Too much screens | Issue 21

Too much screens | Issue 21

Darkplace

It's the 1980s, and prolific (if not actually talented) horror author Garth Marenghi is at the height of his fame. Naturally, he makes the move to the small screen. But his envelope-pushing scares are, for whatever reason, pulled from the schedule before airing. Until now. The network has uncovered these lost episodes of the hospital-set, occult-themed horror/drama series, intercut them with modern-day interviews with the main cast members (except for the mysteriously-unaccounted-for female lead), and is now beaming them into your home.

If any of the above yarn was true, it would be right up my alley. The fact that it's actually a metafictional creation of comedian Matthew Holness (who writes and stars, just like his character Garth Marenghi) and director Richard Ayoade (who you may know from The IT Crowd, and who wrote and directed the excellent Submarine) somehow makes it even better.

Presented as if it really were a shoddy 80s television series, Garth Marenghi's Darkplace builds a mythos around the cut-rate horror author and the character he plays on television, who is transparently based on how the author sees himself. By alternating between interview segments and the show itself, Garth Marenghi is quickly revealed to be a self-serious egomaniac. He seems to believe that his writing has the same level of cosmic importance as his show's protagonists' combination doctoring/hospital-administration/demon-slaying. As we learn from the excerpts at the beginning of each episode and from his television scripts, however, he's a hack. An excerpt from one of his many novels reads: "Something was pouring from his mouth. Blood? Blood. Crimson, copper-smelling blood, his blood. Blood. Blood. Blood. And bits of sick." His writing's clumsiness extends to his characters; every other character exists to reinforce the awesomeness of the troubled-but-brilliant Rick Dagless, M.D., or to stand in his way before reluctantly acknowledging his genius once he solves this week's nonsense supernatural drama.

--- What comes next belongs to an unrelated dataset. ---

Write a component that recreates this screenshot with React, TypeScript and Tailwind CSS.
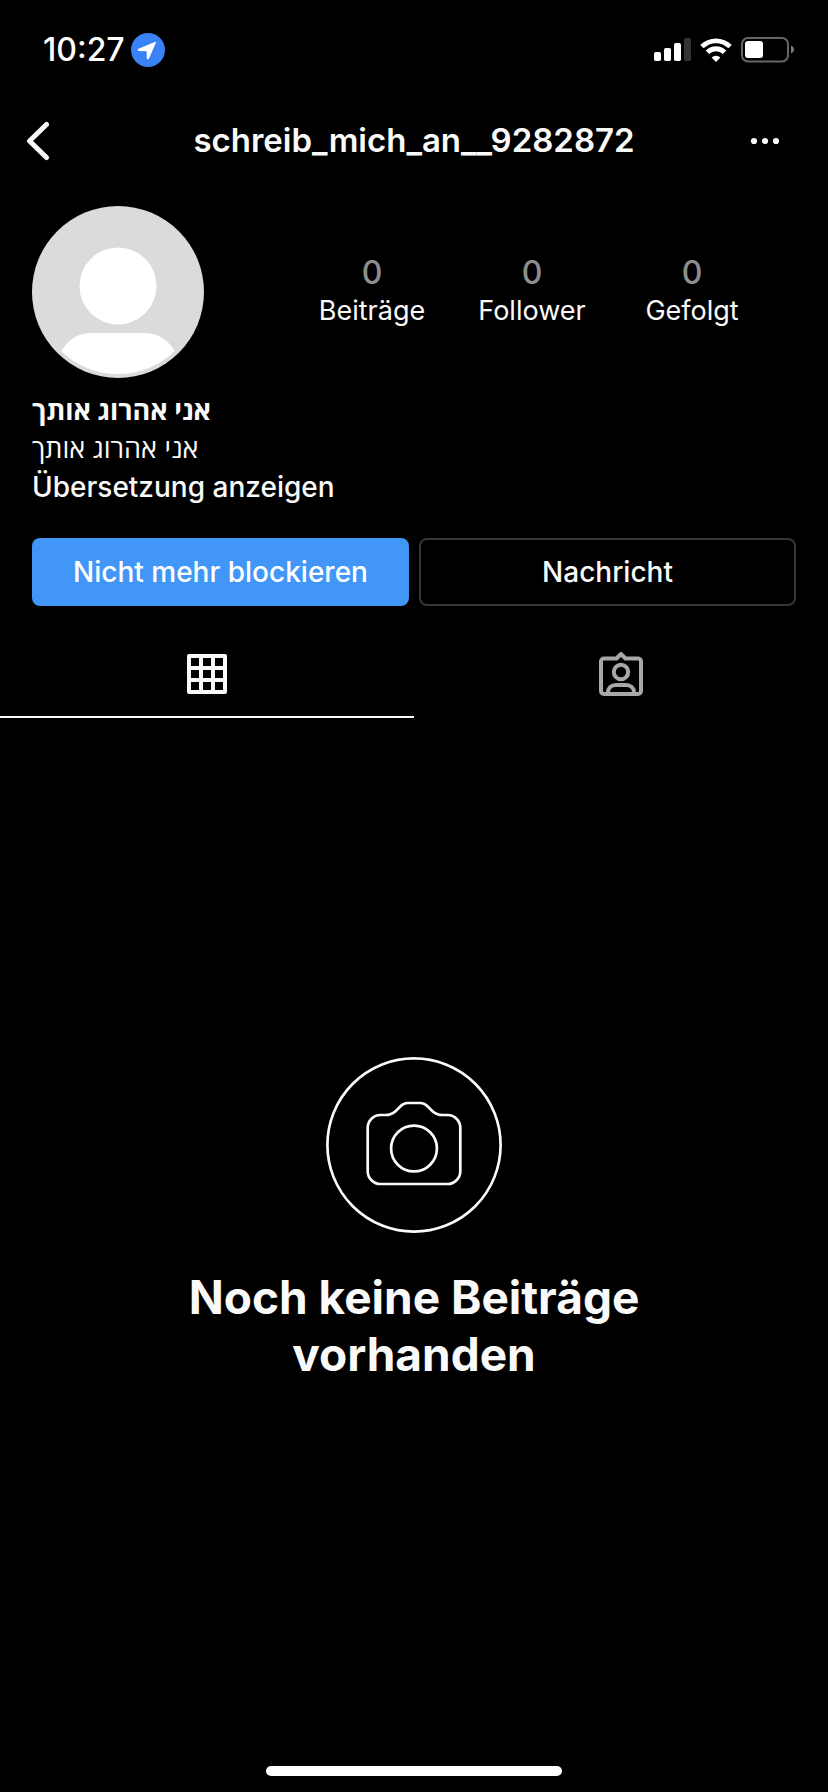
const stats = [
  { label: "Beiträge", value: 0 },
  { label: "Follower", value: 0 },
  { label: "Gefolgt", value: 0 },
];

function LocationSvg() {
  return (
    <svg width="34" height="34" viewBox="0 0 34 34" aria-hidden="true">
      <circle cx="17" cy="17" r="17" fill="#3a82f7" />
      <path
        d="M7.6 15.8 23.6 8.9c.9-.4 1.6.3 1.2 1.2L18 25.6c-.5 1-2.1.8-2.2-.4l-.2-6.900-7.700-.2c-1.300-.1-1.500-1.800-.3-2.300Z"
        fill="#fff"
      />
    </svg>
  );
}

function SignalSvg() {
  return (
    <svg width="37" height="24" viewBox="0 0 37 24" aria-hidden="true">
      <rect x="0" y="14" width="7" height="9" rx="1.8" fill="#fff" />
      <rect x="10" y="10" width="7" height="13" rx="1.8" fill="#fff" />
      <rect x="20" y="5" width="7" height="18" rx="1.8" fill="#fff" />
      <rect x="30" y="0" width="7" height="23" rx="1.8" fill="#333" />
    </svg>
  );
}

function WifiSvg() {
  return (
    <svg width="32" height="24" viewBox="0 0 32 24" aria-hidden="true">
      <g fill="none" stroke="#fff" strokeWidth="4.8">
        <path d="M1.9 8.600a20 20 0 0 1 28.2 0" />
        <path d="M7.4 14.300a12.200 12.200 0 0 1 17.200 0" />
      </g>
      <path d="M11.6 19.400a6.600 6.600 0 0 1 8.800 0L16 24Z" fill="#fff" />
    </svg>
  );
}

function BatterySvg() {
  return (
    <svg width="54" height="26" viewBox="0 0 54 26" aria-hidden="true">
      <rect x="1" y="1" width="46" height="23.5" rx="6" fill="none" stroke="#666" strokeWidth="2" />
      <rect x="4" y="4" width="18" height="17" rx="3" fill="#fff" />
      <path d="M50 8.500c4 1.500 4 6.500 0 8Z" fill="#7a7a7a" />
    </svg>
  );
}

function AvatarSvg() {
  return (
    <svg width="172" height="172" viewBox="0 0 172 172" role="img" aria-label="Profilbild" className="shrink-0">
      <defs>
        <clipPath id="avatar">
          <circle cx="86" cy="86" r="82" />
        </clipPath>
      </defs>
      <circle cx="86" cy="86" r="86" fill="#dbdbdb" />
      <circle cx="86" cy="80" r="38.5" fill="#fff" />
      <path d="M24 158c5-18 17-31 36-31h52c19 0 31 13 36 31v14H24Z" fill="#fff" clipPath="url(#avatar)" />
    </svg>
  );
}

function GridSvg() {
  return (
    <svg width="40" height="40" viewBox="0 0 40 40" aria-hidden="true">
      <rect x="2" y="2" width="36" height="36" fill="none" stroke="#fafafa" strokeWidth="4" strokeLinejoin="round" />
      <path d="M14 2v36M26 2v36M2 14h36M2 26h36" stroke="#fafafa" strokeWidth="4" />
    </svg>
  );
}

function TaggedSvg() {
  return (
    <svg width="44" height="44" viewBox="0 0 44 44" fill="none" stroke="#a8a8a8" strokeWidth="4" aria-hidden="true">
      <path
        d="M5 6.500h12.500L22 2l4.500 4.500H39a3 3 0 0 1 3 3V39a3 3 0 0 1-3 3H5a3 3 0 0 1-3-3V9.500a3 3 0 0 1 3-3Z"
        strokeLinejoin="round"
      />
      <circle cx="22" cy="20" r="7.2" />
      <path d="M9 42v-1.500c0-4.500 3.500-7.500 8-7.500h10c4.500 0 8 3 8 7.500V42" />
    </svg>
  );
}

function CameraSvg() {
  return (
    <svg width="176" height="176" viewBox="0 0 176 176" fill="none" stroke="#fafafa" strokeWidth="2.7" aria-hidden="true">
      <circle cx="88" cy="88" r="86.6" />
      <path d="M54.500 58h5c4.500 0 7-1 10-3.800l5-4.900c2-2.100 3.500-3.300 7-3.300h13c3.500 0 5 1.200 7 3.300l5 4.900c3 2.800 5.500 3.800 10 3.800h5c7 0 12.800 5.800 12.800 12.800V114.200c0 7-5.800 12.800-12.800 12.800h-67c-7 0-12.800-5.800-12.800-12.800V70.800C41.700 63.800 47.500 58 54.500 58Z" />
      <circle cx="88" cy="91.5" r="22.9" />
    </svg>
  );
}

function StatusBar() {
  return (
    <div className="flex h-[100px] items-center justify-between pl-[43px] pr-[33px]">
      <div className="flex items-center gap-[6px]">
        <span className="text-[32px] font-medium text-white">10:27</span>
        <LocationSvg />
      </div>
      <div className="flex items-center gap-[9px]">
        <SignalSvg />
        <WifiSvg />
        <BatterySvg />
      </div>
    </div>
  );
}

function Header() {
  return (
    <header className="flex h-[82px] items-center justify-between pl-[26px] pr-12">
      <button aria-label="Zurück" className="flex w-[52px]">
        <svg width="24" height="40" viewBox="0 0 24 40" fill="none" stroke="#fafafa" strokeWidth="5" strokeLinecap="round" strokeLinejoin="round">
          <path d="M20.500 3.500 3.500 20l17 16.500" />
        </svg>
      </button>
      <h1 className="text-[33px] font-semibold">schreib_mich_an__9282872</h1>
      <button aria-label="Optionen" className="flex w-[30px] justify-end">
        <svg width="30" height="8" viewBox="0 0 30 8" fill="#fafafa">
          <circle cx="4" cy="4" r="3.1" />
          <circle cx="15" cy="4" r="3.1" />
          <circle cx="26" cy="4" r="3.1" />
        </svg>
      </button>
    </header>
  );
}

export default function App() {
  return (
    <div className="flex min-h-screen flex-col bg-black font-['Inter','Open_Sans',sans-serif] text-[#fafafa]">
      <StatusBar />
      <Header />

      <main className="flex flex-1 flex-col">
        <section className="px-8 pt-6">
          <div className="flex items-center justify-between pr-6">
            <AvatarSvg />
            <ul className="flex">
              {stats.map((s) => (
                <li key={s.label} className="flex w-40 flex-col items-center">
                  <span className="text-[32px] leading-[38px] font-medium text-[#8e8e8e]">{s.value}</span>
                  <span className="text-[27px] leading-[38px]">{s.label}</span>
                </li>
              ))}
            </ul>
          </div>

          <div className="mt-[14px] flex flex-col items-start text-[27px] leading-[38px]">
            <h2 dir="rtl" className="font-bold">אני אהרוג אותך</h2>
            <p dir="rtl">אני אהרוג אותך</p>
            <button className="text-[28px] leading-[38px] font-medium">Übersetzung anzeigen</button>
          </div>

          <div className="mt-8 grid grid-cols-2 gap-[10px] text-[28px] font-medium">
            <button className="h-[68px] rounded-lg bg-[#4296f7] text-white">Nicht mehr blockieren</button>
            <button className="h-[68px] rounded-lg border-2 border-[#363636]">Nachricht</button>
          </div>
        </section>

        <nav className="mt-6 grid grid-cols-2">
          <button aria-label="Beiträge" className="flex h-[88px] items-center justify-center border-y-2 border-t-transparent border-b-[#fafafa]">
            <GridSvg />
          </button>
          <button aria-label="Markiert" className="flex h-[88px] items-center justify-center">
            <TaggedSvg />
          </button>
        </nav>

        <section className="flex flex-1 flex-col items-center justify-center px-40">
          <CameraSvg />
          <h2 className="mt-9 text-center text-[46px] leading-[57px] font-bold">
            Noch keine Beiträge vorhanden
          </h2>
        </section>
      </main>

      <footer className="flex h-[70px] items-end justify-center pb-4">
        <div className="h-[10px] w-[296px] rounded-full bg-white" />
      </footer>
    </div>
  );
}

Where the show-within-a-show is a hodgepodge of "scary" tropes, however, the real Darkplace constructs an elaborate mythology around the fictional series' actors, and sells it all through its note-perfect direction and visual style. The fictional Darkplace is a mess, with boom mics straying into shot, cruddy visual effects, and atrocious line-readings. Every one of those production mistakes builds up the sense that what you're watching really is some delusional artist's labour of love. In one memorable segment, a character explains in an interview that the episodes were running as much as eight minutes short, and that although they tried to keep it away from the dialogue as much as possible, "anything without dialogue was considered for slow-motion." The metafictional gags run just about as deep as you care to follow them; for instance, you may notice that the model of the hospital, used in establishing shots between scenes, is surrounded by a barren wasteland, while the rooftop scenes show the hospital to be surrounded by a bustling city. These touches function as jokes, but also help sell the idea that there really was a half-assed "visionary" in the 80s who went to the trouble of creating a TV show simply as a temple to his own genius.

Over the course of its six episodes, Garth Marenghi's Darkplace builds entrancing stories at three levels of fiction. At the bottom is a dingy, ramshackle 80s curio, with an obvious author avatar at its centre. Above lies that show's egomaniac author and a group of actors who wouldn't dream of saying no to him (except for the one who did, and is likely buried somewhere in the eastern bloc because of it). Finally, at the real-world level, we have the group of skilled comics/film-makers who created it all, slavishly recreating the trash of yesterday to make it all plausible and most importantly funny. Darkplace's six episodes pack a hell of a punch.
This article first appeared in Issue 21, 2014.
Posted 5:55pm Sunday 31st August 2014 by Sam Fleury.